While the defendant was not guilty of forgery directly, we believe his conduct falls within the language of section 5 — 2(c) of the Criminal Code of 1961 (Ill. Rev. Stat. 1975, ch. 38, par. 5 — 2(c)), dealing with accountability:

“A person is legally accountable for the conduct of another when:
# # #
(c) Either before or during the commission of an offense, and with the intent to promote or facilitate such commission, he solicits, aids, abets, agrees or attempts to aid, such other person in the planning or commission of the offense.”

The defendant clearly aided and abetted Cynthia in a scheme to pass a worthless check and can be said to be accountable inasmuch as it is reasonable to assume that if he had not agreed to verify the genuineness of the check beforehand, it would not have been presented to the bank by Cynthia. His participation was an essential part of the scheme and it strains credulity to suppose that it was innocent.

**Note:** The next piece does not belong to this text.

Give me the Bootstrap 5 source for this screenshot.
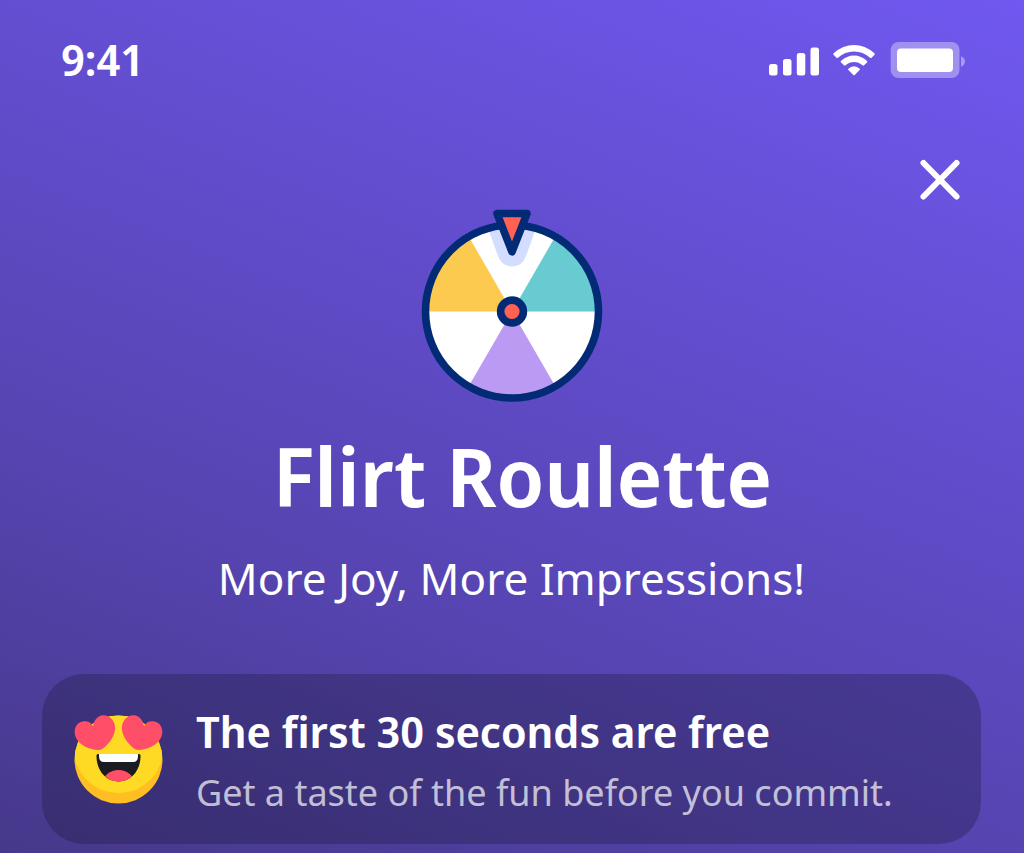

A question was raised by the defendant about delivery of the instrument. While the statute defining forgery does not require delivery of the instrument to constitute the offense if the instrument was made with the intent to defraud (Ill. Rev. Stat. 1975, ch. 38, par. 17 — 3), we believe even if that were an essential element to the commission of the offense of forgery it was satisfied here. Cynthia went to the bank vice-president with the check in her hand, and gave it to him to open a savings account and left the check with him when she hurriedly departed the bank after the check’s worthlessness was discovered. This, we think, was sufficient to constitute delivery of the forged instrument even though the vice-president did not forthwith accept it as genuine.

For the foregoing reasons, the judgment of the circuit court of Kane County is affirmed.

Judgment affirmed.

SEIDENFELD and WOODWARD, JJ., concur.